## BEGIN

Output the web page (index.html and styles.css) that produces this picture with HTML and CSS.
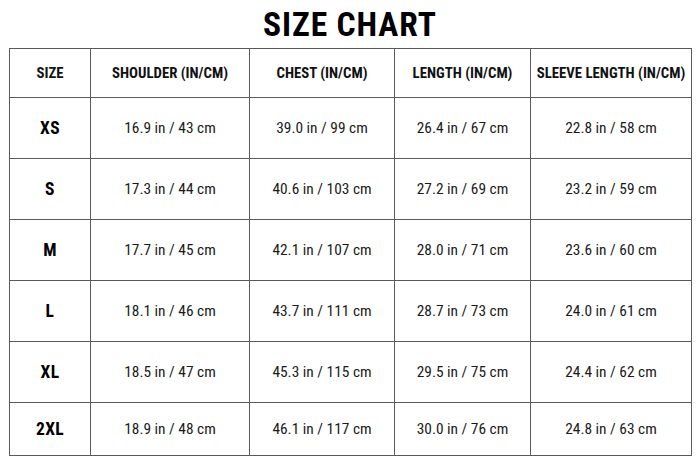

## END
## BEGIN

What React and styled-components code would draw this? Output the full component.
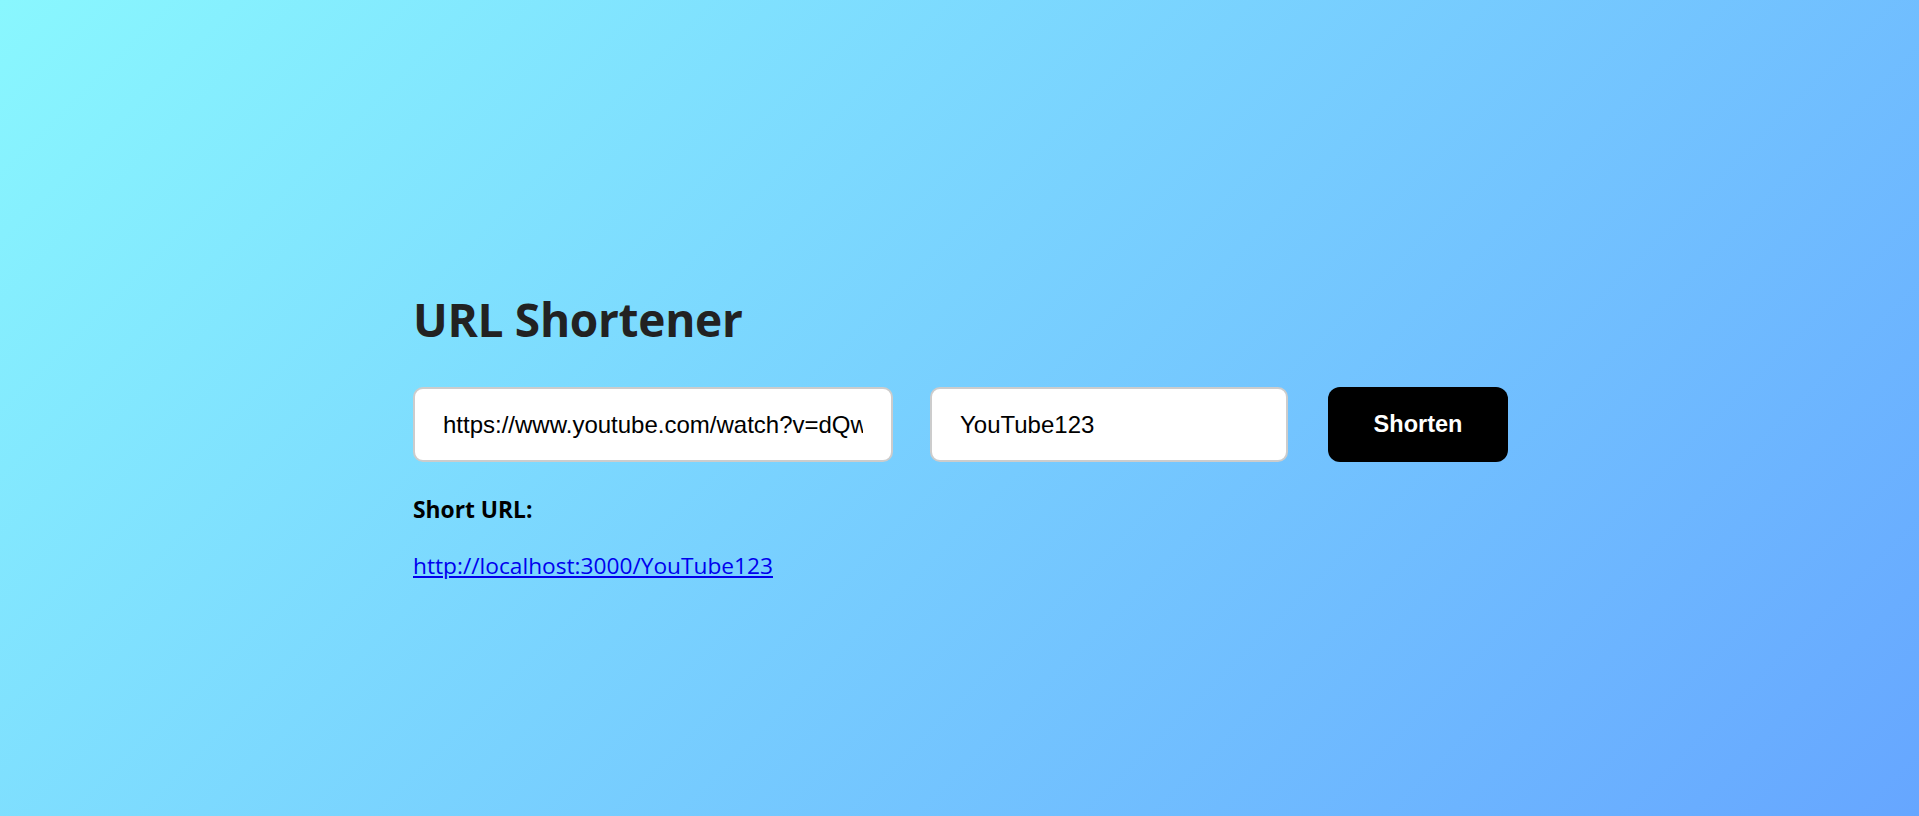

## END
## BEGIN

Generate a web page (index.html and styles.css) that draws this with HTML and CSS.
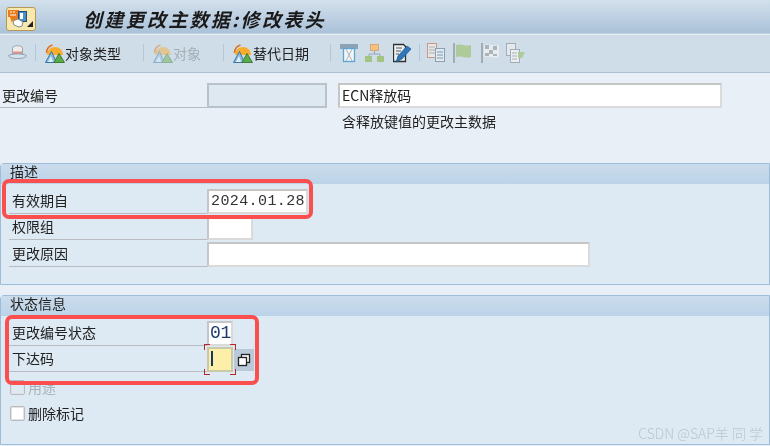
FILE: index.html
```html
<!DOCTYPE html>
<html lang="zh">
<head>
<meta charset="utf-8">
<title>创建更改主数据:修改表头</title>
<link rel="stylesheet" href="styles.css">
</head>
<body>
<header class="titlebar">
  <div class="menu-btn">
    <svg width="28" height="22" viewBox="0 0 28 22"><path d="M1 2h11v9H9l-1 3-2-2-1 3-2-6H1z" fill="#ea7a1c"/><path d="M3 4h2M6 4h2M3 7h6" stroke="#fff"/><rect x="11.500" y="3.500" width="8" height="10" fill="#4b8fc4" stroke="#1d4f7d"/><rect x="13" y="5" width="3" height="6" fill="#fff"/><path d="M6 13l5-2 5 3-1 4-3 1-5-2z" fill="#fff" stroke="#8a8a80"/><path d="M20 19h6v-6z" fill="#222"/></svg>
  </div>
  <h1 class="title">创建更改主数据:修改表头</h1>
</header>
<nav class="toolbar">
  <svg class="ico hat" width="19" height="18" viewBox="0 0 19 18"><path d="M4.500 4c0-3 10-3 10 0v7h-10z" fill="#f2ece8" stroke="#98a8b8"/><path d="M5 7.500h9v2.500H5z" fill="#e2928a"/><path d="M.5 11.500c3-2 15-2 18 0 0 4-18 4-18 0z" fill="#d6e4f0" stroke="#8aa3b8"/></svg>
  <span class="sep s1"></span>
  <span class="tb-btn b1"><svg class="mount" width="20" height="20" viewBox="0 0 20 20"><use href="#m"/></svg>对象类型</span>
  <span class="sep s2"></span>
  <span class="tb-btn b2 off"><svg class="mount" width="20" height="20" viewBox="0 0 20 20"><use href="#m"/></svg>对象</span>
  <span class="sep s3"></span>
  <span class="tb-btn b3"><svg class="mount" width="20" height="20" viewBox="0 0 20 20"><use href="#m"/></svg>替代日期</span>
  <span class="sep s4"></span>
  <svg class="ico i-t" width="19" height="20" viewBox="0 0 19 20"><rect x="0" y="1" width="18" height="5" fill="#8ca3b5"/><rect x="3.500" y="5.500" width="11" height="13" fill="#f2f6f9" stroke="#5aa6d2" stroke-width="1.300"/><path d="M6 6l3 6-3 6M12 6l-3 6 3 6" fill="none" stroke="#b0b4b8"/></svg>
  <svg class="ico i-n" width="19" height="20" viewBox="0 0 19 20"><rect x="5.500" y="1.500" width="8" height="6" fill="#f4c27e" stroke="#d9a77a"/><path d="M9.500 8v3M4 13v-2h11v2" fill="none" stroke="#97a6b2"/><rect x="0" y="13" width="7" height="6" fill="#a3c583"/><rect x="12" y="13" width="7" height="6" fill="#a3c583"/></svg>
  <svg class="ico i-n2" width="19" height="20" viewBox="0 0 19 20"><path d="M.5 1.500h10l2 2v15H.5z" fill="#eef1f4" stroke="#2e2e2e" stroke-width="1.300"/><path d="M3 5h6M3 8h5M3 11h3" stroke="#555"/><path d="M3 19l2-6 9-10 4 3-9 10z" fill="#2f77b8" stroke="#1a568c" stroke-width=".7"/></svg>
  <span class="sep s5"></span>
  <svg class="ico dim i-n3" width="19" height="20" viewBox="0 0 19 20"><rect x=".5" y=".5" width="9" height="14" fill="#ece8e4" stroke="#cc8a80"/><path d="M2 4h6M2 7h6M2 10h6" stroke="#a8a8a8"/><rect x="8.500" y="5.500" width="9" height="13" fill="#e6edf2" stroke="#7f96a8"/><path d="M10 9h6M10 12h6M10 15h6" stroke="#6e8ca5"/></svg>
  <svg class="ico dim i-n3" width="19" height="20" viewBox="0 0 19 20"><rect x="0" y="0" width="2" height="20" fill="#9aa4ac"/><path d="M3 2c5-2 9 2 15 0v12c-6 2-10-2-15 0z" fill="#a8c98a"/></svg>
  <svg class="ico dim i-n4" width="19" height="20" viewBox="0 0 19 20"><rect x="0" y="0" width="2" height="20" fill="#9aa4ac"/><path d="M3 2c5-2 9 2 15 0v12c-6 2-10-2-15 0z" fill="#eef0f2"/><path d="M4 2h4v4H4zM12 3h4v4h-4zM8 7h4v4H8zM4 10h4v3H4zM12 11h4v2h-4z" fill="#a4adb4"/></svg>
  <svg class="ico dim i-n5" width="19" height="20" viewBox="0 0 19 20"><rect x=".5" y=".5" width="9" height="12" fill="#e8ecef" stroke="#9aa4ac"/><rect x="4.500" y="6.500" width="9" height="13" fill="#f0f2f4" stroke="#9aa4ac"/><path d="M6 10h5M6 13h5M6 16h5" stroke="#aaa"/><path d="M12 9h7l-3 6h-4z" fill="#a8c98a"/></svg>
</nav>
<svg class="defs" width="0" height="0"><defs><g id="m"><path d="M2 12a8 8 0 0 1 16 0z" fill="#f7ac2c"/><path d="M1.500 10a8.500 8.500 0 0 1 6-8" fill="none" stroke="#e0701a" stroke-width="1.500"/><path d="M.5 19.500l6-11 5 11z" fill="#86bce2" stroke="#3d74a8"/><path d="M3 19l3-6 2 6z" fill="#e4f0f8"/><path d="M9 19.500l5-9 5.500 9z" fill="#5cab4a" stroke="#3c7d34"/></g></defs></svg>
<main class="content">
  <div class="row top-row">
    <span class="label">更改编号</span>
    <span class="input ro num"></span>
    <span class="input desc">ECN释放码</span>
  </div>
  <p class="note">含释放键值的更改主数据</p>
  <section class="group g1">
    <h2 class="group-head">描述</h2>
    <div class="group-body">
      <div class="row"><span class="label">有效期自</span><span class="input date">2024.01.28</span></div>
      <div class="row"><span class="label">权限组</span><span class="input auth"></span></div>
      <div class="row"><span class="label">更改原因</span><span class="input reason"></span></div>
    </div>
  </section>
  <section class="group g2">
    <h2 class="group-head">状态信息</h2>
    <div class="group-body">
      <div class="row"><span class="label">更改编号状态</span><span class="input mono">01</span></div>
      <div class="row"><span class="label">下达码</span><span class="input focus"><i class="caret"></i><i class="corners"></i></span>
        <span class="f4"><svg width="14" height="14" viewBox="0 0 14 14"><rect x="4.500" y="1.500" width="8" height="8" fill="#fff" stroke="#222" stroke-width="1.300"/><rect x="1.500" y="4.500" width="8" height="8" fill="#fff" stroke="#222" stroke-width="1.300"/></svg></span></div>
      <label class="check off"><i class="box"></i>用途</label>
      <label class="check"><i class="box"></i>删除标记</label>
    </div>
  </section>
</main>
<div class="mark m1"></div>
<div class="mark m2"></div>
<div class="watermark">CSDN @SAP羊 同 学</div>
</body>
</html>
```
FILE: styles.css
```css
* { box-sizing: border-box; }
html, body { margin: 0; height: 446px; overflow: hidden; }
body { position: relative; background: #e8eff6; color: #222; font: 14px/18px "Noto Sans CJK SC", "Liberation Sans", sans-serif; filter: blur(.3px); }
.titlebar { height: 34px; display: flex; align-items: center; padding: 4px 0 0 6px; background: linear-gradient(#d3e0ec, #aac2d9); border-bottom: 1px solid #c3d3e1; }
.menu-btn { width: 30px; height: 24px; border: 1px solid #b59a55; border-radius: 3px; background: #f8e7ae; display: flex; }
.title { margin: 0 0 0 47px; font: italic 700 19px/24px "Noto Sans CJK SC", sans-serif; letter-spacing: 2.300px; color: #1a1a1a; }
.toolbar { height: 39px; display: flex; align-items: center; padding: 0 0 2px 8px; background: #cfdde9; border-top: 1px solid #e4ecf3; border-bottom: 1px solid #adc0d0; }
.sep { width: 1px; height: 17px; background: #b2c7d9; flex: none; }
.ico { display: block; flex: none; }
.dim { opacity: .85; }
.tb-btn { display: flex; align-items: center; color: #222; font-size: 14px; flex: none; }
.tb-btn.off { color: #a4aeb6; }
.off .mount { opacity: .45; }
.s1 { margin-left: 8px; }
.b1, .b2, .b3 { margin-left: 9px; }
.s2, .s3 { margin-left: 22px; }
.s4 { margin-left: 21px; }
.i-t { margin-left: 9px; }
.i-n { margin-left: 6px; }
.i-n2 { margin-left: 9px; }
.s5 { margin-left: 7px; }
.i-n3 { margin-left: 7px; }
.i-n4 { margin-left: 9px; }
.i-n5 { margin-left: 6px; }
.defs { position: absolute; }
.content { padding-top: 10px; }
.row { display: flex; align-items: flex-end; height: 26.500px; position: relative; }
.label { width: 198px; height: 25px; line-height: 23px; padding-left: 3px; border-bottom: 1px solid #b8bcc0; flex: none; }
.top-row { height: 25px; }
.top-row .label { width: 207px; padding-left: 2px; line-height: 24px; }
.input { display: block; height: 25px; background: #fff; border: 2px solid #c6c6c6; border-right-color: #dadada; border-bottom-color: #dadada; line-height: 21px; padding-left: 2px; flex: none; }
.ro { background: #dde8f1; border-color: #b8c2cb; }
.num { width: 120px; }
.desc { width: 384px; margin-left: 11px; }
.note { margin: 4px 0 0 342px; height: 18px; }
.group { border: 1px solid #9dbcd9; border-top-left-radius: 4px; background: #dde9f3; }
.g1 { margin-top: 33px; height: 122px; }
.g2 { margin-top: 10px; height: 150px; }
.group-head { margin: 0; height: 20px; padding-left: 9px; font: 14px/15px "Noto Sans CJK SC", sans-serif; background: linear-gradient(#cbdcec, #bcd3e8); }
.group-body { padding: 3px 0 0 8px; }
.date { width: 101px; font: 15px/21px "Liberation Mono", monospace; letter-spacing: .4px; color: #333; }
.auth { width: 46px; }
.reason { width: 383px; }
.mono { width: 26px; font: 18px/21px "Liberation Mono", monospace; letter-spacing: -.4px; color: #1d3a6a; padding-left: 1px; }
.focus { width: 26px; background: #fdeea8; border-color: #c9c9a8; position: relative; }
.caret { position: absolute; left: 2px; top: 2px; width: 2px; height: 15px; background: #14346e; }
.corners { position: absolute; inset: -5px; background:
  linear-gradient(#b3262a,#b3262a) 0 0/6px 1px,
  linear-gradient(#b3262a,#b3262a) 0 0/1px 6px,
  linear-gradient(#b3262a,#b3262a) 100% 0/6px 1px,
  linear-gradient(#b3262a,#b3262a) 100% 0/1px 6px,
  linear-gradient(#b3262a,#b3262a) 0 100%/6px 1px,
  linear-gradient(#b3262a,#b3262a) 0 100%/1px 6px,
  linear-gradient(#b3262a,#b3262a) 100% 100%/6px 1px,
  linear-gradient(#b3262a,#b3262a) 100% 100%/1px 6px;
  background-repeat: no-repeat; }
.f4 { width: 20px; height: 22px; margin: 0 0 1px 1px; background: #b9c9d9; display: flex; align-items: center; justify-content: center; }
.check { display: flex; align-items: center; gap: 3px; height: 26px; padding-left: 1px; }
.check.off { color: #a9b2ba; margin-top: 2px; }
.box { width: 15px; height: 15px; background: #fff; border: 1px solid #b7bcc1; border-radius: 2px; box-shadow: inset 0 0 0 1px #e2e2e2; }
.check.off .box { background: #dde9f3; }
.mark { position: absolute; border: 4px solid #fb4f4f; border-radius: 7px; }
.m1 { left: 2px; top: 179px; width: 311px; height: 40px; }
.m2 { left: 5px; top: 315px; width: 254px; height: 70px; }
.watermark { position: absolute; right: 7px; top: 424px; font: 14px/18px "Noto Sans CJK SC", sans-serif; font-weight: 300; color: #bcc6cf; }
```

## END

WHAT YOU NEED TO DO -
Pull out every line in the data above that has the word "styles".

EXERCISE SOLUTION -
Output the web page (index.html and styles.css) that produces this picture with HTML and CSS.
Generate a web page (index.html and styles.css) that draws this with HTML and CSS.
<link rel="stylesheet" href="styles.css">
FILE: styles.css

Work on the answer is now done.